If you are a write-heavy use case with data flowing continuously, then you probably want to minimize the number of regions to 1 or a few per region server so that you are not filling your memstore too soon and flushing down to the disk too often.


However, if yours is a bulk write use case, you want to increase the parallelism with which you write. Hence more regions or partitions would increase the parallelism. This may dictate sometimes, that you have more regions per server. To explain this with an example, if your HBase cluster is a 16 nodes cluster, and you want to write same 500 GB to 1 TB of data in less than 10minutes, you would want high levels of parallelism in writing. If you go with 1 region per server, you will have 60 regions for this table and only 16 parallel writes are possible. To increase the oparallelismf writing you would make the table have 32 regions of 64 regions, leading to 4 regions per server. The write time for 64 regions is lower than write time for 16 regions, in he case of bulk writes.

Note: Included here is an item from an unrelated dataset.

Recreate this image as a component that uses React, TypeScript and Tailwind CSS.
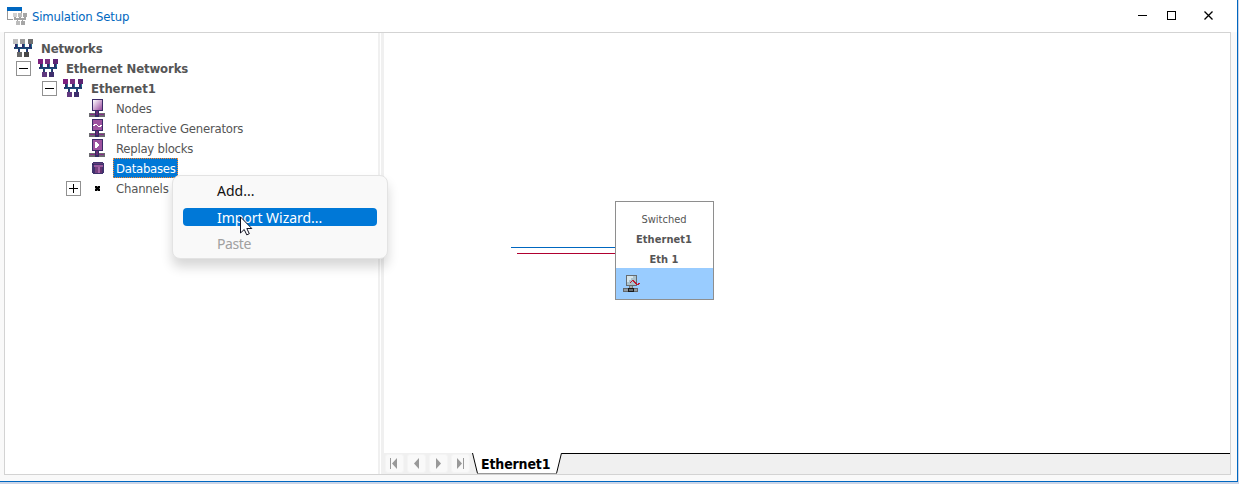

However, a word of caution on making the regions too small such that you have very little data in each region. This will cause the reads to underperform as many regions may have to be scanned to get the data of interest.


The common heuristic that I have read is about 100 to 200 regions per server, but practically what I have seen is that the performance is manageable up to 100 regions and beyond that, it starts deteriorating.


Block cache versus MemStore ratio


We have seen that HBase caches read data in Block cache and write data in MemStore. Since HBase uses the JVM heap, by default, 40% of the heap memory is allotted to block cache and 40% to memstore while the rest is used for its own execution purposes.


This can be fine-tuned to improve either your read or write performance.


Read Heavy use case: To get very good read performance, we all know caching is the key. The more the read cache the better it is for read performance.